Pinter himself stated, in his Nobel Prize acceptance speech, that there is no hard distinction between what is real and what is unreal. This epistemological humility -the acknowledgement that certainty is not available, that language cannot fully capture reality -is the philosophical meeting ground between the Theatre of the Absurd and the existential dimensions of Hindi and Indian thought. Both traditions, in their most profound expressions, teach us to live with the riddle rather than to dissolve it. 

VIII. Conclusion 

This essay has argued that Harold Pinter's Theatre of the Absurd, as exemplified in The Birthday Party, articulates a vision of existence as paheli -as riddle -that resonates deeply with the existential preoccupations of Hindi and Indian philosophical and literary thought. Through his manipulation of language into a weapon of uncertainty (Azizmohammadi and Kohzadi), his dramatisation of a paranoid pseudo-community that destroys individual selfhood (Kirby), his exploration of identity as fundamentally unstable (Rahimipour), and his staging of existential chaos as lived truth (Mir and Mohindra; Patil and Dhanyashree), Pinter creates a theatre that transcends its European origins. 
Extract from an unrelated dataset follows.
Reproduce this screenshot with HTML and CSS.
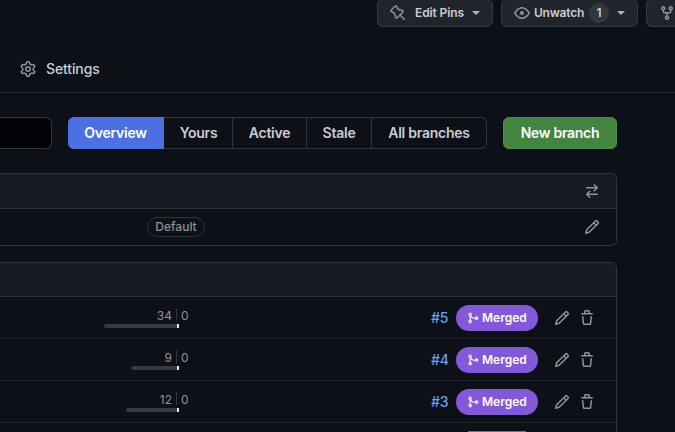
FILE: index.html
```html
<!DOCTYPE html>
<html lang="en">
<head>
<meta charset="utf-8">
<title>Branches</title>
<link rel="stylesheet" href="styles.css">
</head>
<body>
<svg class="sprite" aria-hidden="true">
<symbol id="pin" viewBox="0 0 16 16"><path fill-rule="evenodd" d="M4.456.734a1.75 1.75 0 012.826.504l.613 1.327a3.081 3.081 0 002.084 1.707l2.454.584c1.332.317 1.8 1.972.832 2.94L11.06 10l3.72 3.72a.75.75 0 11-1.061 1.06L10 11.06l-2.204 2.205c-.968.968-2.623.5-2.94-.832l-.584-2.454a3.081 3.081 0 00-1.707-2.084l-1.327-.613a1.75 1.75 0 01-.504-2.826L4.456.734zM5.92 1.866a.25.25 0 00-.404-.072L1.794 5.516a.25.25 0 00.072.404l1.328.613A4.582 4.582 0 015.73 9.63l.584 2.454a.25.25 0 00.42.12l5.47-5.47a.25.25 0 00-.12-.42L9.63 5.73a4.581 4.581 0 01-3.098-2.537L5.92 1.866z"/></symbol>
<symbol id="eye" viewBox="0 0 16 16"><path d="M8 2c1.981 0 3.671.992 4.933 2.078 1.27 1.091 2.187 2.345 2.637 3.023a1.62 1.62 0 0 1 0 1.798c-.45.678-1.367 1.932-2.637 3.023C11.67 13.008 9.981 14 8 14c-1.981 0-3.671-.992-4.933-2.078C1.797 10.83.88 9.576.43 8.898a1.62 1.62 0 0 1 0-1.798c.45-.677 1.367-1.931 2.637-3.022C4.33 2.992 6.019 2 8 2ZM1.679 7.932a.12.12 0 0 0 0 .136c.411.622 1.241 1.75 2.366 2.717C5.176 11.758 6.527 12.5 8 12.5c1.473 0 2.825-.742 3.955-1.715 1.124-.967 1.954-2.096 2.366-2.717a.12.12 0 0 0 0-.136c-.412-.621-1.242-1.75-2.366-2.717C10.824 4.242 9.473 3.5 8 3.5c-1.473 0-2.825.742-3.955 1.715-1.124.967-1.954 2.096-2.366 2.717ZM8 10a2 2 0 1 1-.001-3.999A2 2 0 0 1 8 10Z"/></symbol>
<symbol id="fork" viewBox="0 0 16 16"><path d="M5 5.372v.878c0 .414.336.75.75.75h4.5a.75.75 0 0 0 .75-.75v-.878a2.25 2.25 0 1 1 1.5 0v.878a2.25 2.25 0 0 1-2.25 2.25h-1.5v2.128a2.251 2.251 0 1 1-1.5 0V8.5h-1.5A2.25 2.25 0 0 1 3.5 6.25v-.878a2.25 2.25 0 1 1 1.5 0ZM5 3.25a.75.75 0 1 0-1.5 0 .75.75 0 0 0 1.5 0Zm6.75.75a.75.75 0 1 0 0-1.5.75.75 0 0 0 0 1.5Zm-3 8.75a.75.75 0 1 0-1.5 0 .75.75 0 0 0 1.5 0Z"/></symbol>
<symbol id="gear" viewBox="0 0 16 16"><path d="M8 0a8.2 8.2 0 0 1 .701.031C9.444.095 9.99.645 10.16 1.29l.288 1.107c.018.066.079.158.212.224.231.114.454.243.668.386.123.082.233.09.299.071l1.103-.303c.644-.176 1.392.021 1.82.63.27.385.506.792.704 1.218.315.675.111 1.422-.364 1.891l-.814.806c-.049.048-.098.147-.088.294.016.257.016.515 0 .772-.01.147.038.246.088.294l.814.806c.475.469.679 1.216.364 1.891a7.977 7.977 0 0 1-.704 1.217c-.428.61-1.176.807-1.82.63l-1.102-.302c-.067-.019-.177-.011-.3.071a5.909 5.909 0 0 1-.668.386c-.133.066-.194.158-.211.224l-.29 1.106c-.168.646-.715 1.196-1.458 1.26a8.006 8.006 0 0 1-1.402 0c-.743-.064-1.289-.614-1.458-1.26l-.289-1.106c-.018-.066-.079-.158-.212-.224a5.738 5.738 0 0 1-.668-.386c-.123-.082-.233-.09-.299-.071l-1.103.303c-.644.176-1.392-.021-1.82-.63a8.12 8.12 0 0 1-.704-1.218c-.315-.675-.111-1.422.363-1.891l.815-.806c.05-.048.098-.147.088-.294a6.214 6.214 0 0 1 0-.772c.01-.147-.038-.246-.088-.294l-.815-.806C.635 6.045.431 5.298.746 4.623a7.92 7.92 0 0 1 .704-1.217c.428-.61 1.176-.807 1.82-.63l1.102.302c.067.019.177.011.3-.071.214-.143.437-.272.668-.386.133-.066.194-.158.211-.224l.29-1.106C6.009.645 6.556.095 7.299.03 7.53.01 7.764 0 8 0Zm-.571 1.525c-.036.003-.108.036-.137.146l-.289 1.105c-.147.561-.549.967-.998 1.189-.173.086-.34.183-.5.29-.417.278-.97.423-1.529.27l-1.103-.303c-.109-.03-.175.016-.195.045-.22.312-.412.644-.573.99-.014.031-.021.11.059.19l.815.806c.411.406.562.957.53 1.456a4.709 4.709 0 0 0 0 .582c.032.499-.119 1.05-.53 1.456l-.815.806c-.081.08-.073.159-.059.19.162.346.353.677.573.989.02.03.085.076.195.046l1.102-.303c.56-.153 1.113-.008 1.53.27.161.107.328.204.501.29.447.222.85.629.997 1.189l.289 1.105c.029.109.101.143.137.146a6.6 6.6 0 0 0 1.142 0c.036-.003.108-.036.137-.146l.289-1.105c.147-.561.549-.967.998-1.189.173-.086.34-.183.5-.29.417-.278.97-.423 1.529-.27l1.103.303c.109.029.175-.016.195-.045.22-.313.411-.644.573-.99.014-.031.021-.11-.059-.19l-.815-.806c-.411-.406-.562-.957-.53-1.456a4.709 4.709 0 0 0 0-.582c-.032-.499.119-1.05.53-1.456l.815-.806c.081-.08.073-.159.059-.19a6.464 6.464 0 0 0-.573-.989c-.02-.03-.085-.076-.195-.046l-1.102.303c-.56.153-1.113.008-1.53-.27a4.44 4.44 0 0 0-.501-.29c-.447-.222-.85-.629-.997-1.189l-.289-1.105c-.029-.11-.101-.143-.137-.146a6.6 6.6 0 0 0-1.142 0ZM11 8a3 3 0 1 1-6 0 3 3 0 0 1 6 0ZM9.5 8a1.5 1.5 0 1 0-3.001.001A1.5 1.5 0 0 0 9.5 8Z"/></symbol>
<symbol id="switch" viewBox="0 0 16 16"><path d="M5.22 14.78a.75.75 0 0 0 1.06-1.06L4.56 12h8.69a.75.75 0 0 0 0-1.5H4.56l1.72-1.72a.75.75 0 0 0-1.06-1.06l-3 3a.75.75 0 0 0 0 1.06l3 3Zm5.56-6.5a.75.75 0 1 1-1.06-1.06l1.72-1.72H2.75a.75.75 0 0 1 0-1.5h8.69L9.72 2.28a.75.75 0 0 1 1.06-1.06l3 3a.75.75 0 0 1 0 1.06l-3 3Z"/></symbol>
<symbol id="pencil" viewBox="0 0 16 16"><path d="M11.013 1.427a1.75 1.75 0 0 1 2.474 0l1.086 1.086a1.75 1.75 0 0 1 0 2.474l-8.61 8.61c-.21.21-.47.364-.756.445l-3.251.93a.75.75 0 0 1-.927-.928l.929-3.25c.081-.286.235-.547.445-.758l8.61-8.61Zm.176 4.823L9.75 4.81l-6.286 6.287a.253.253 0 0 0-.064.108l-.558 1.953 1.953-.558a.253.253 0 0 0 .108-.064Zm1.238-3.763a.25.25 0 0 0-.354 0L10.811 3.75l1.439 1.44 1.263-1.263a.25.25 0 0 0 0-.354Z"/></symbol>
<symbol id="trash" viewBox="0 0 16 16"><path d="M11 1.75V3h2.25a.75.75 0 0 1 0 1.5H2.75a.75.75 0 0 1 0-1.5H5V1.75C5 .784 5.784 0 6.75 0h2.5C10.216 0 11 .784 11 1.75ZM4.496 6.675l.66 6.6a.25.25 0 0 0 .249.225h5.19a.25.25 0 0 0 .249-.225l.66-6.6a.75.75 0 0 1 1.492.149l-.66 6.6A1.748 1.748 0 0 1 10.595 15h-5.19a1.75 1.75 0 0 1-1.741-1.575l-.66-6.6a.75.75 0 1 1 1.492-.15ZM6.5 1.75V3h3V1.75a.25.25 0 0 0-.25-.25h-2.5a.25.25 0 0 0-.25.25Z"/></symbol>
<symbol id="merge" viewBox="0 0 16 16"><path d="M5.45 5.154A4.25 4.25 0 0 0 9.25 7.5h1.378a2.251 2.251 0 1 1 0 1.5H9.25A5.734 5.734 0 0 1 5 7.123v3.505a2.25 2.25 0 1 1-1.5 0V5.372a2.25 2.25 0 1 1 1.95-.218ZM4.25 13.5a.75.75 0 1 0 0-1.5.75.75 0 0 0 0 1.5Zm8.5-4.5a.75.75 0 1 0 0-1.5.75.75 0 0 0 0 1.5ZM5 3.25a.75.75 0 1 0 0 .005V3.25Z"/></symbol>
</svg>

<header class="header">
  <div class="actions">
    <button class="action edit"><svg class="icon"><use href="#pin"/></svg><span class="action-text">Edit Pins</span><i class="caret"></i></button>
    <button class="action watch"><svg class="icon"><use href="#eye"/></svg><span class="action-text">Unwatch</span><span class="count">1</span><i class="caret"></i></button>
    <button class="action forks"><svg class="icon"><use href="#fork"/></svg></button>
  </div>
  <nav class="nav"><svg class="icon"><use href="#gear"/></svg><span class="nav-text">Settings</span></nav>
</header>

<main class="main">
  <div class="toolbar">
    <div class="search"></div>
    <div class="tabs">
      <a class="tab selected">Overview</a>
      <a class="tab yours">Yours</a>
      <a class="tab active">Active</a>
      <a class="tab stale">Stale</a>
      <a class="tab all">All branches</a>
    </div>
    <button class="new">New branch</button>
  </div>

  <section class="box default-box">
    <div class="box-head"><svg class="icon"><use href="#switch"/></svg></div>
    <div class="default-row"><span class="label">Default</span><svg class="icon"><use href="#pencil"/></svg></div>
  </section>

  <section class="box branch-box">
    <div class="box-head"></div>
    <div class="row">
      <div class="diff"><div class="side behind"><span>34</span><i class="bar" style="width:73px"></i></div><div class="side ahead"><span>0</span><i class="bar"></i></div></div>
      <a class="pr">#5</a><span class="merged"><svg class="small-icon"><use href="#merge"/></svg>Merged</span>
      <svg class="icon edit-icon"><use href="#pencil"/></svg><svg class="icon"><use href="#trash"/></svg>
    </div>
    <div class="row">
      <div class="diff"><div class="side behind"><span>9</span><i class="bar" style="width:46px"></i></div><div class="side ahead"><span>0</span><i class="bar"></i></div></div>
      <a class="pr">#4</a><span class="merged"><svg class="small-icon"><use href="#merge"/></svg>Merged</span>
      <svg class="icon edit-icon"><use href="#pencil"/></svg><svg class="icon"><use href="#trash"/></svg>
    </div>
    <div class="row">
      <div class="diff"><div class="side behind"><span>12</span><i class="bar" style="width:51px"></i></div><div class="side ahead"><span>0</span><i class="bar"></i></div></div>
      <a class="pr">#3</a><span class="merged"><svg class="small-icon"><use href="#merge"/></svg>Merged</span>
      <svg class="icon edit-icon"><use href="#pencil"/></svg><svg class="icon"><use href="#trash"/></svg>
    </div>
    <div class="row partial"><span class="merged next"></span></div>
  </section>
</main>
</body>
</html>
```
FILE: styles.css
```css
* { box-sizing: border-box; }
body {
  margin: 0;
  height: 432px;
  overflow: hidden;
  background: #0d1016;
  color: #c9cdd5;
  font: 500 14px/20px Inter, "Liberation Sans", sans-serif;
}
button { font: inherit; color: inherit; margin: 0; }
.sprite { position: absolute; width: 0; height: 0; }
.icon { width: 16px; height: 16px; flex: none; fill: #8e939d; }

.header { height: 93px; border-bottom: 1px solid #22262c; }
.actions { display: flex; gap: 8px; margin-left: 377px; height: 27px; align-items: flex-end; }
.action {
  flex: none;
  display: flex;
  align-items: center;
  height: 28px;
  padding: 0 12px;
  border: 1px solid #363a42;
  border-radius: 6px;
  background: #21242b;
  font-size: 12px;
  font-weight: 600;
  letter-spacing: -0.12px;
  white-space: nowrap;
}
.edit { width: 116px; }
.edit .action-text { margin-left: 8px; width: 51px; }
.edit .caret { margin-left: 7px; }
.watch { width: 137px; }
.watch .action-text { margin-left: 3px; width: 52px; letter-spacing: -0.2px; }
.watch .caret { margin-left: 8px; }
.forks { width: 29px; border-right: 0; border-radius: 6px 0 0 6px; padding-right: 0; }
.caret { flex: none; border: 4px solid transparent; border-top-color: #afb3ba; border-bottom: 0; }
.count {
  flex: none;
  width: 20px;
  height: 20px;
  margin-left: 4px;
  border-radius: 10px;
  background: #32363e;
  text-align: center;
}
.nav { display: flex; align-items: center; gap: 10px; padding: 32px 0 0 20px; letter-spacing: -0.12px; }

.main { padding-top: 24px; }
.toolbar { display: flex; height: 32px; }
.search {
  width: 52px;
  background: #010206;
  border: 1px solid #30343b;
  border-left: 0;
  border-radius: 0 6px 6px 0;
}
.tabs { display: flex; width: 419px; margin: 0 16px; }
.tab {
  display: flex;
  align-items: center;
  justify-content: center;
  border: 1px solid #30343b;
  border-left: 0;
  font-weight: 600;
  letter-spacing: -0.25px;
  white-space: nowrap;
}
.selected { width: 96px; background: #4c6fe3; border-color: #4c6fe3; color: #fff; border-radius: 6px 0 0 6px; }
.yours { width: 69px; padding-left: 1px; }
.active { width: 74px; }
.stale { width: 65px; }
.all { width: 115px; border-radius: 0 6px 6px 0; }
.new { width: 114px; padding: 0; border: 1px solid #4f9049; border-radius: 6px; background: #438440; color: #fff; font-weight: 600; letter-spacing: -0.3px; white-space: nowrap; }

.box { width: 617px; border: 1px solid #30343b; border-left: 0; }
.box-head {
  display: flex;
  align-items: center;
  justify-content: flex-end;
  padding-right: 16px;
  background: #171a22;
  border-bottom: 1px solid #30343b;
  border-radius: 0 5px 0 0;
}
.default-box { margin-top: 24px; height: 73px; border-radius: 0 6px 6px 0; }
.default-box .box-head { height: 35px; }
.default-row { display: flex; height: 36px; align-items: center; justify-content: space-between; padding: 0 16px 0 147px; }
.label { width: 58px; height: 20px; border: 1px solid #30343b; border-radius: 10px; font-size: 12px; line-height: 18px; text-align: center; color: #8e939d; }
.branch-box { margin-top: 16px; height: 170px; border-radius: 0 6px 0 0; border-bottom: 0; }
.branch-box .box-head { height: 34px; }
.row { display: flex; align-items: center; height: 42px; border-bottom: 1px solid #20242a; }
.diff { display: flex; width: 190px; height: 20px; margin-right: 241px; font-size: 12px; font-weight: 400; line-height: 15px; color: #8e939d; }
.side { display: flex; flex-direction: column; height: 20px; }
.side span { height: 13px; margin-bottom: 3px; }
.bar { height: 4px; background: #363940; }
.behind { width: 177px; align-items: flex-end; }
.behind span { width: 30px; padding-right: 4px; border-right: 1px solid #30343b; text-align: right; }
.behind .bar { border-radius: 2px 0 0 2px; }
.ahead span { padding-left: 4px; }
.ahead .bar { width: 2px; background: #e8eaee; }
.pr { width: 25px; color: #65a1f4; letter-spacing: -0.2px; }
.merged {
  display: flex;
  align-items: center;
  width: 82px;
  height: 26px;
  padding-left: 11px;
  gap: 3px;
  border-radius: 13px;
  background: #8259d9;
  color: #fff;
  font-size: 12px;
  font-weight: 600;
}
.small-icon { width: 12px; height: 12px; fill: #fff; }
.edit-icon { margin: 0 9px 0 16px; }
.partial { align-items: flex-start; height: 9px; padding: 8px 0 0 456px; border: 0; overflow: hidden; }
.next { height: 1px; border-radius: 0; width: 58px; padding: 0; margin-left: 12px; }
```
The song Zindagi Kaisi Hai Paheli serves in this essay not merely as an epigraph but as an analytical framework: its images of the unanswerable riddle, the alternation of laughter and tears, the sleepwalking mind, and the traveller who moves beyond all dreams correspond precisely to the philosophical and theatrical architecture of The Birthday Party. The paheli is not a specifically Indian or a specifically Western riddle -it is a human one. And both Pinter and the song, in their different idioms, arrive at the same profound and honest conclusion: that the riddle of existence is not a problem to be solved, but a condition to be inhabited with courage, with honesty, and -as both the comedy of menace and the great Hindi song remind us -sometimes, with tears.